Aztecs were Mesoamerican indigenous people who spoke the Nahuatl language and lived in the territory of modern Mexico. Throughout the 14th and 15th centuries, they created a sophisticated urbanized culture of city-states and came to dominate significant parts of Mexico, forming what is sometimes called an Aztec empire. Aztecs were a relatively militant people and often engaged the neighboring indigenous societies in raids and all-out wars to obtain loot and prisoners (Townsend, 2019). Politically speaking, the Aztec Empire was not particularly centralized because it did not have expansive bureaucracy, but the ruler of Tenochtitlan, as the most militarily powerful city-state, still came to dominate the politics (Townsend, 2019). Aztec religion revolved around the solar cycle and involved human sacrifices, although European sources tended to exaggerate the scope thereof (Townsend, 2019). Overall, the Aztecs formed a militaristic society that created well-developed city-states and was moving toward a centralized monarchy when the Europeans arrived.

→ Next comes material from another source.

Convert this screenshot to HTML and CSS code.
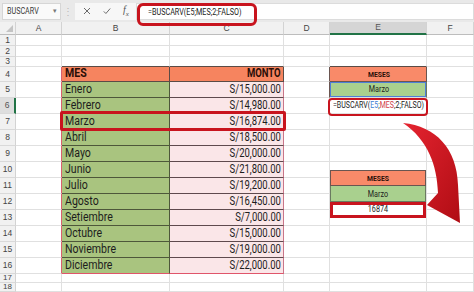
FILE: index.html
```html
<!DOCTYPE html>
<html lang="es">
<head>
    <meta charset="UTF-8">
    <meta name="viewport" content="width=device-width, initial-scale=1">
    <link rel="stylesheet" href="styles.css">
</head>
<body>
<div class="page">

    <!-- formula bar -->
    <div class="bar">
        <div class="namebox"><span class="nb">BUSCARV</span><span class="caret">&#9662;</span></div>
        <div class="dots">&#8942;</div>
        <div class="tools">
            <svg class="ico" viewBox="0 0 8 8"><path d="M1 1L7 7M7 1L1 7" stroke="#6b6b6b" stroke-width="1" fill="none"/></svg>
            <svg class="ico" viewBox="0 0 8 8"><path d="M0.8 4.4L2.9 6.5L7.2 1.5" stroke="#6b6b6b" stroke-width="1" fill="none"/></svg>
            <span class="fx">f<sub>x</sub></span>
        </div>
        <div class="input"><span class="ftext">=BUSCARV(E5;MES;2;FALSO)</span></div>
    </div>

    <table class="sheet">
        <colgroup>
            <col class="w-rh"><col class="w-a"><col class="w-b"><col class="w-c"><col class="w-d"><col class="w-e"><col>
        </colgroup>
        <tr class="r-hd"><th class="corner"><span class="tri"></span></th><th>A</th><th>B</th><th>C</th><th>D</th><th class="sel-col">E</th><th>F</th></tr>
        <tr class="r11"><th>1</th><td></td><td></td><td></td><td></td><td></td><td></td></tr>
        <tr class="r11"><th>2</th><td></td><td></td><td></td><td></td><td></td><td></td></tr>
        <tr class="r10"><th>3</th><td></td><td class="tt"></td><td class="tt"></td><td></td><td class="tt"></td><td></td></tr>
        <tr class="r15"><th>4</th><td class="tl"></td><td class="hd"><span class="txt">MES</span></td><td class="hd right"><span class="num">MONTO</span></td><td class="el"></td><td class="e-head"><span class="mid">MESES</span></td><td></td></tr>
        <tr class="r16"><th>5</th><td class="tl"></td><td class="m"><span class="txt">Enero</span></td><td class="v"><span class="num">S/15,000.00</span></td><td class="el"></td><td class="e-green"><span class="mid">Marzo</span></td><td></td></tr>
        <tr class="r16"><th class="sel-row">6</th><td class="tl"></td><td class="m"><span class="txt">Febrero</span></td><td class="v"><span class="num">S/14,980.00</span></td><td></td><td class="e-form"><span class="ref">=BUSCARV(<b class="blue">E5</b>;<b class="red">MES</b>;2;FALSO)</span></td><td></td></tr>
        <tr class="r16"><th>7</th><td class="tl"></td><td class="m"><span class="txt">Marzo</span></td><td class="v"><span class="num">S/16,874.00</span></td><td></td><td></td><td></td></tr>
        <tr class="r16"><th>8</th><td class="tl"></td><td class="m"><span class="txt">Abril</span></td><td class="v"><span class="num">S/18,500.00</span></td><td></td><td></td><td></td></tr>
        <tr class="r16"><th>9</th><td class="tl"></td><td class="m"><span class="txt">Mayo</span></td><td class="v"><span class="num">S/20,000.00</span></td><td></td><td></td><td></td></tr>
        <tr class="r16"><th>10</th><td class="tl"></td><td class="m"><span class="txt">Junio</span></td><td class="v"><span class="num">S/21,800.00</span></td><td></td>
            <td rowspan="4" class="holder">
                <div class="lookup">
                    <div class="lk-head"><span class="mid">MESES</span></div>
                    <div class="lk-green"><span class="mid">Marzo</span></div>
                    <div class="lk-result"><span class="mid">16874</span></div>
                </div>
            </td>
            <td></td></tr>
        <tr class="r16"><th>11</th><td class="tl"></td><td class="m"><span class="txt">Julio</span></td><td class="v"><span class="num">S/19,200.00</span></td><td></td><td></td></tr>
        <tr class="r16"><th>12</th><td class="tl"></td><td class="m"><span class="txt">Agosto</span></td><td class="v"><span class="num">S/16,450.00</span></td><td></td><td></td></tr>
        <tr class="r16"><th>13</th><td class="tl"></td><td class="m"><span class="txt">Setiembre</span></td><td class="v"><span class="num">S/7,000.00</span></td><td></td><td></td></tr>
        <tr class="r16"><th>14</th><td class="tl"></td><td class="m"><span class="txt">Octubre</span></td><td class="v"><span class="num">S/15,000.00</span></td><td></td><td></td><td></td></tr>
        <tr class="r16"><th>15</th><td class="tl"></td><td class="m"><span class="txt">Noviembre</span></td><td class="v"><span class="num">S/19,000.00</span></td><td></td><td></td><td></td></tr>
        <tr class="r16"><th>16</th><td class="tl"></td><td class="m last"><span class="txt">Diciembre</span></td><td class="v last"><span class="num">S/22,000.00</span></td><td></td><td></td><td></td></tr>
        <tr class="r9"><th>17</th><td></td><td></td><td></td><td></td><td></td><td></td></tr>
        <tr class="r9"><th>18</th><td></td><td></td><td></td><td></td><td></td><td></td></tr>
    </table>

    <!-- red annotations drawn over the sheet -->
    <div class="mark mark-bar"></div>
    <div class="mark mark-row"></div>
    <div class="mark mark-cell"></div>

    <svg class="arrow" viewBox="0 0 474 292">
        <defs>
            <linearGradient id="red" x1="0" y1="0" x2="1" y2="1">
                <stop offset="0" stop-color="#e52430"/>
                <stop offset="1" stop-color="#b00d14"/>
            </linearGradient>
        </defs>
        <path d="M403 123 C436 126 457 149 458 185 L460 223 L427 205 L438 193 C437 165 428 140 403 123 Z" fill="url(#red)"/>
    </svg>
</div>
</body>
</html>
```

FILE: styles.css
```css
* {
    box-sizing: border-box;
}

body {
    margin: 0;
    background: #fff;
    font-family: Roboto, "Liberation Sans", sans-serif;
    color: #1d1d1d;
}

.page {
    position: relative;
    width: 474px;
    height: 292px;
    overflow: hidden;
}

/* formula bar */
.bar {
    display: flex;
    align-items: center;
    height: 22px;
    padding: 2px 0 2px 2px;
    background: #e9e9e9;
}

.namebox {
    display: flex;
    align-items: center;
    justify-content: space-between;
    width: 59px;
    height: 17px;
    padding: 0 3px 0 4px;
    background: #fafafa;
    border: 1px solid #d6d6d6;
    font-size: 9px;
    color: #3a3a3a;
}

.nb {
    display: inline-block;
    transform: scaleX(.8);
    transform-origin: left center;
}

.caret {
    font-size: 7px;
    color: #777;
}

.dots {
    width: 14px;
    text-align: center;
    font-size: 10px;
    color: #b9b9b9;
}

.tools {
    display: flex;
    align-items: center;
    gap: 12px;
    width: 61px;
    height: 17px;
    padding-left: 8px;
    background: #f7f7f7;
}

.ico {
    width: 8px;
    height: 8px;
}

.fx {
    font-family: "Liberation Serif", serif;
    font-style: italic;
    font-size: 10px;
    color: #555;
}

.fx sub {
    font-size: 7px;
}

.input {
    flex: 1;
    height: 17px;
    padding-left: 11px;
    background: #fff;
    border: 1px solid #dcdcdc;
    line-height: 15px;
    font-size: 9.5px;
    color: #222;
}

.ftext {
    display: inline-block;
    transform: scaleX(.76);
    transform-origin: left center;
}

/* sheet */
.sheet {
    width: 474px;
    table-layout: fixed;
    border-collapse: separate;
    border-spacing: 0;
}

.w-rh { width: 16px; }
.w-a { width: 46px; }
.w-b { width: 108px; }
.w-c { width: 114px; }
.w-d { width: 46px; }
.w-e { width: 97px; }

.sheet th {
    padding: 0;
    background: #f1f1f1;
    border-right: 1px solid #d3d3d3;
    border-bottom: 1px solid #d9d9d9;
    font-family: "Liberation Sans", sans-serif;
    font-weight: normal;
    font-size: 8.5px;
    line-height: 9px;
    color: #444;
    text-align: center;
    vertical-align: middle;
}

.sheet td {
    padding: 0 2px 1px 3px;
    border-right: 1px solid #e0e0e0;
    border-bottom: 1px solid #e0e0e0;
    font-size: 12px;
    line-height: 13px;
    vertical-align: bottom;
    white-space: nowrap;
    overflow: visible;
}

.r-hd { height: 13px; }
.r-hd th { border-bottom: 1px solid #bdbdbd; }
.r9 { height: 9px; }
.r10 { height: 10px; }
.r11 { height: 11px; }
.r15 { height: 15px; }
.r16 { height: 16px; }

.r9 th {
    font-size: 8px;
    line-height: 8px;
}

.corner {
    position: relative;
}

.tri {
    position: absolute;
    right: 2px;
    bottom: 2px;
    border-left: 7px solid transparent;
    border-bottom: 7px solid #c4c4c4;
}

.sheet th.sel-col {
    background: #d5d5d5;
    border-bottom: 2px solid #217346;
    color: #555;
}

.sheet th.sel-row {
    background: #dedede;
    border-right: 2px solid #217346;
    color: #555;
}

/* data table B4:C16 */
.sheet td.tt { border-bottom-color: #5b4b45; }
.sheet td.tl { border-right-color: #d9606d; }

.sheet td.hd {
    background: #f6845f;
    border-right-color: #5b4b45;
    border-bottom-color: #5b4b45;
    font-weight: bold;
    color: #2a0f08;
}

.sheet td.m {
    background: #a9c47f;
    border-right-color: #4e573a;
    border-bottom-color: #4e573a;
}

.sheet td.v {
    background: #fae6e8;
    border-right-color: #c9768a;
    border-bottom-color: #5e4a4e;
    text-align: right;
}

.sheet td.right {
    text-align: right;
}

.sheet td.last {
    border-bottom-color: #e0556a;
}

.txt {
    display: inline-block;
    transform: scaleX(.88);
    transform-origin: left bottom;
}

.num {
    display: inline-block;
    transform: scaleX(.79);
    transform-origin: right bottom;
}

/* lookup blocks in column E */
.mid {
    display: inline-block;
    transform: scaleX(.85);
}

.sheet td.el { border-right-color: #6a5550; }

.sheet td.e-head {
    background: #f98a69;
    border-right-color: #6a5550;
    border-bottom-color: #6a5550;
    text-align: center;
    font-size: 8px;
    font-weight: bold;
    line-height: 10px;
    color: #2a0f08;
}

.sheet td.e-green {
    background: #a9d08e;
    border-right-color: #6a7a60;
    box-shadow: inset 0 0 0 1px #4f7fd8;
    text-align: center;
    font-size: 8.5px;
    line-height: 11px;
    padding-bottom: 2px;
}

.sheet td.e-form {
    padding: 0 0 2px 3px;
    font-size: 9px;
    line-height: 11px;
}

.ref {
    display: inline-block;
    transform: scaleX(.78);
    transform-origin: left bottom;
}

.ref b {
    font-weight: normal;
}

.blue { color: #3b7fd3; }
.red { color: #d1404a; }

.sheet td.holder {
    padding: 8px 0 0;
    vertical-align: top;
}

.lookup {
    display: flex;
    flex-direction: column;
    text-align: center;
    font-size: 8.5px;
    line-height: 11px;
}

.lookup > div {
    display: flex;
    align-items: flex-end;
    justify-content: center;
    height: 16px;
    padding-bottom: 1px;
}

.lk-head {
    background: #f98a69;
    border: 1px solid #6a5550;
    font-weight: bold;
    font-size: 8px;
    color: #2a0f08;
}

.lk-green {
    background: #a9d08e;
    border: 1px solid #6a7a60;
    border-top: 0;
}

.lookup > .lk-result {
    background: #fff;
    border: 3px solid #c8141e;
    padding-bottom: 0;
}

/* annotations */
.mark {
    position: absolute;
    border: 3px solid #c8141e;
}

.mark-bar {
    left: 137px;
    top: 3px;
    width: 120px;
    height: 23px;
    border-radius: 6px;
}

.mark-row {
    left: 60px;
    top: 111px;
    width: 226px;
    height: 20px;
    border-radius: 2px;
}

.mark-cell {
    left: 328px;
    top: 98px;
    width: 100px;
    height: 18px;
    border-width: 2.5px;
    border-radius: 4px;
}

.arrow {
    position: absolute;
    left: 0;
    top: 0;
    width: 474px;
    height: 292px;
    pointer-events: none;
}
```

In contrast, the Iroquois people comprised a league of five indigenous tribes – namely, Mohawk, Seneca, Cayuga, Oneida, and Onondaga – who lived in the Great Lakes region in North America. Unlike the Aztecs, who created urban centers, the Iroquois lived in largely autonomous agricultural communities (Birch & Hart, 2018). They were famously communal, living in the longhouses that accommodated multiple families each. Archeological evidence of such longhouses goes back to the 13th century at least (Birch & Hart, 2018). While the Iroquois had their fair share of conflicts with neighbors, they were not as militant as the Aztecs. It was probably because the less-developed economy of the Great Lakes region offered fewer opportunities for obtaining valuable loot, and the prisoners were not as valuable because the Iroquois religion did not require human sacrifices. In political terms, the tribes and individual villages were relatively autonomous (Birch & Hart, 2018). Thus, unlike the Aztecs, the Iroquois were not yet an urban society and did not begin to form a fully functional centralized state.
References
Birch, J., & Hart, J. P. (2019). Social networks and northern Iroquoian confederacy dynamics. American Antiquity 83(1), 2018, 13–33. Web.
Townsend, C. (2019). Fifth sun: A new history of the Aztecs. Oxford UP.